Carbon Statement’s director Mark Chapman said: “What we can see from the results is that companies which are further along into their energy efficiency plans have seen an impact on their profitability. If energy prices increase or double over the next five to ten years those operators that are efficient with their energy consumption will have a profit advantage against those that aren’t.
“We saw that the difference between the worst and best performing operators was a two per cent increase in operating profits. In a sector that makes anywhere between zero and twelve per cent profit a year, to make two per cent just from being energy efficient is a pretty major impact.
“Some of our forum members also forecast that within two or three years energy efficiency will become the first highest controllable cost factor and overtake labour costs, if energy prices do what they are expected to.”
Whitbread Group’s head of Energy & Environment Chris George said: “We are committed to reducing our environmental footprint both to support our business performance and as part of our obligations as a responsible company. The industry benchmarking exercise enables us to identify the key areas where we can improve, to share and adopt best practice across our industry.”
The Green Paper
The benchmark from the Hospitality Carbon Reduction Forum is not the only sign that the hospitality industry is going greener lately. The fourth Green Paper was released at this year’s Hotelympia last week, offering results from research into sustainability within the UK foodservice industry commissioned by energy efficient refrigeration supplier, Gram.
The results showed that more operators and chefs now believe themselves to be ‘green’ compared to when the report was first launched in 2008. Not having the budget to invest in sustainablilty was stated in the paper as the main reason for not doing so, though green organisations like the Carbon Trust believe in the long run it will save businesses money.

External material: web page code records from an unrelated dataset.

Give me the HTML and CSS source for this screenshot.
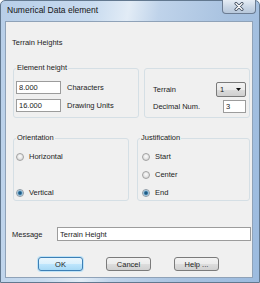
FILE: index.html
```html
<!DOCTYPE html>
<html>
<head>
    <title>Numerical Data element</title>
    <link rel="stylesheet" href="styles.css">
</head>
<body>
    <div class="window">
        <div class="titlebar">
            <span class="title">Numerical Data element</span>
            <div class="close">
                <svg width="10" height="9" viewBox="0 0 10 9">
                    <path d="M2 1.5 L8 7.5 M8 1.5 L2 7.5" stroke="#3d4a5c" stroke-width="3" stroke-linecap="round"/>
                    <path d="M2 1.5 L8 7.5 M8 1.5 L2 7.5" stroke="#ffffff" stroke-width="1.4" stroke-linecap="round"/>
                </svg>
            </div>
        </div>
        <div class="client">
            <div class="heading">Terrain Heights</div>
            <div class="row top-row">
                <fieldset class="group elem">
                    <legend>Element height</legend>
                    <div class="field first">
                        <input class="text num" type="text" value="8.000">
                        <span>Characters</span>
                    </div>
                    <div class="field">
                        <input class="text num" type="text" value="16.000">
                        <span>Drawing Units</span>
                    </div>
                </fieldset>
                <fieldset class="group terrain">
                    <div class="pair">
                        <span>Terrain</span>
                        <div class="combo">
                            <span>1</span>
                            <svg width="5" height="3" viewBox="0 0 5 3"><path d="M0 0 H5 L2.5 3 Z" fill="#111"/></svg>
                        </div>
                    </div>
                    <div class="pair">
                        <span>Decimal Num.</span>
                        <input class="text dec" type="text" value="3">
                    </div>
                </fieldset>
            </div>
            <div class="row mid-row">
                <fieldset class="group orient">
                    <legend>Orientation</legend>
                    <label class="opt"><input class="radio" type="radio" name="orient">Horizontal</label>
                    <label class="opt far"><input class="radio" type="radio" name="orient" checked>Vertical</label>
                </fieldset>
                <fieldset class="group just">
                    <legend>Justification</legend>
                    <label class="opt"><input class="radio" type="radio" name="just">Start</label>
                    <label class="opt near"><input class="radio" type="radio" name="just">Center</label>
                    <label class="opt near"><input class="radio" type="radio" name="just" checked>End</label>
                </fieldset>
            </div>
            <div class="message">
                <span class="msg-label">Message</span>
                <input class="text msg" type="text" value="Terrain Height">
            </div>
            <div class="buttons">
                <button class="button default">OK</button>
                <button class="button">Cancel</button>
                <button class="button">Help ...</button>
            </div>
        </div>
    </div>
</body>
</html>
```

FILE: styles.css
```css
body {
    margin: 0;
    width: 260px;
    height: 283px;
    overflow: hidden;
    font-family: "Liberation Sans", Arial, sans-serif;
    font-size: 7.5px;
    color: #1c1c1c;
    background: #ffffff;
}
.window {
    height: 283px;
    box-sizing: border-box;
    display: flex;
    flex-direction: column;
    border: 1px solid #62788f;
    border-radius: 5px 5px 0 0;
    background: linear-gradient(100deg, #b7cee8 0%, #c8dbef 30%, #e2ecf6 42%, #bfd3ea 52%, #a8c2e0 75%, #9cbbdf 100%);
}
.titlebar {
    height: 20px;
    display: flex;
    align-items: flex-start;
    padding-left: 6px;
}
.title {
    font-size: 8.5px;
    line-height: 19px;
    color: #151515;
}
.close {
    margin-left: auto;
    margin-right: 3px;
    margin-top: -1px;
    width: 34px;
    height: 14px;
    box-sizing: border-box;
    border: 1px solid #6c7d93;
    border-top: none;
    border-radius: 0 0 4px 4px;
    background: linear-gradient(#e6edf5, #c9d6e5 55%, #b7c8dc);
    display: flex;
    justify-content: center;
    align-items: center;
}
.client {
    flex: 1;
    margin: 0 6px 4px 4px;
    background: #f0f0f0;
    border: 1px solid #8fa2b8;
    display: flex;
    flex-direction: column;
}
.heading {
    margin-top: 16px;
    padding-left: 6px;
    line-height: 10px;
}
.row {
    display: flex;
    align-items: flex-start;
    margin-left: 7px;
}
.top-row {
    margin-top: 15px;
    gap: 5px;
}
.mid-row {
    margin-top: 15px;
    gap: 8px;
}
.group {
    margin: 0;
    padding: 0;
    box-sizing: border-box;
    border: 1px solid #d5dfe5;
    border-radius: 3px;
    min-width: 0;
}
.group legend {
    margin-left: 2px;
    padding: 0 1px;
    line-height: 10px;
}
.elem {
    width: 126px;
    height: 55px;
}
.field {
    display: flex;
    align-items: center;
    gap: 6px;
    margin-left: 2px;
    margin-top: 5px;
}
.field.first {
    margin-top: 8px;
}
.text {
    box-sizing: border-box;
    height: 13px;
    border: 1px solid #9c9c9c;
    background: #ffffff;
    font-family: "Liberation Sans", Arial, sans-serif;
    font-size: 7.5px;
    color: #1c1c1c;
    padding: 0 2px;
    margin: 0;
    outline: none;
}
.num {
    width: 45px;
}
.terrain {
    width: 106px;
    height: 50px;
    margin-top: 5px;
    padding: 13px 3px 0 8px;
    display: flex;
    flex-direction: column;
    gap: 3px;
}
.pair {
    display: flex;
    align-items: center;
    justify-content: space-between;
}
.combo {
    box-sizing: border-box;
    width: 30px;
    height: 15px;
    border: 1px solid #7a7a7a;
    border-radius: 2px;
    background: linear-gradient(#f2f2f2 0%, #ebebeb 50%, #dcdcdc 51%, #cfcfcf 100%);
    display: flex;
    align-items: center;
    justify-content: space-between;
    padding: 0 4px 0 3px;
}
.dec {
    width: 23px;
}
.orient {
    width: 116px;
    height: 68px;
}
.just {
    width: 113px;
    height: 68px;
}
.opt {
    display: flex;
    align-items: center;
    gap: 5px;
    height: 11px;
    margin-top: 8px;
    margin-left: 2px;
}
.just .opt {
    margin-left: 4px;
}
.opt.far {
    margin-top: 25px;
}
.opt.near {
    margin-top: 7px;
}
.radio {
    appearance: none;
    -webkit-appearance: none;
    margin: 0;
    width: 8px;
    height: 8px;
    box-sizing: border-box;
    border: 1px solid #a2a2a2;
    border-radius: 50%;
    background: radial-gradient(circle at 50% 40%, #fbfbfb 0%, #e6e6e6 50%, #c9c9c9 100%);
}
.radio:checked {
    border-color: #8d9aa5;
    background: radial-gradient(circle, #15466a 0, #2a6c98 1.4px, #93bfdc 2.4px, #e3ecf2 3.2px);
}
.message {
    display: flex;
    align-items: center;
    margin-top: 26px;
    padding-left: 6px;
    margin-right: 1px;
}
.msg-label {
    width: 45px;
}
.msg {
    flex: 1;
    height: 14px;
}
.buttons {
    display: flex;
    gap: 23px;
    margin-top: 16px;
    padding-left: 32px;
}
.button {
    box-sizing: border-box;
    width: 45px;
    height: 14px;
    padding: 0;
    border: 1px solid #7b7b7b;
    border-radius: 3px;
    background: linear-gradient(#f3f3f3 0%, #ebebeb 50%, #dddddd 51%, #d0d0d0 100%);
    font-family: "Liberation Sans", Arial, sans-serif;
    font-size: 7.5px;
    color: #1c1c1c;
}
.button.default {
    border-color: #3d7fb5;
    background: linear-gradient(#eaf6fd 0%, #d9f0fc 50%, #bee6fd 51%, #a7d9f5 100%);
    box-shadow: 0 0 0 1px #bfe3f7;
}
```
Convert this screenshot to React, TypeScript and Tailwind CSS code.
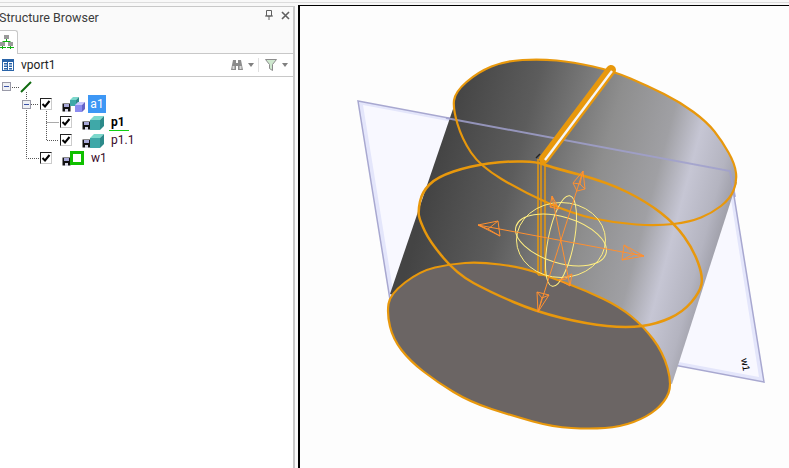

The Carbon Trust’s associate director Dominic Burbridge said: “Being green means being more efficient. Over the ten-year lifespan of your kitchen equipment, more than 80 per cent of your money is spent on energy consumed and less than 20 per cent on the equipment itself.
“Energy prices continue to go up year after year so investing a bit more upfront in energy efficient equipment is a no-brainer for any business no matter your size.”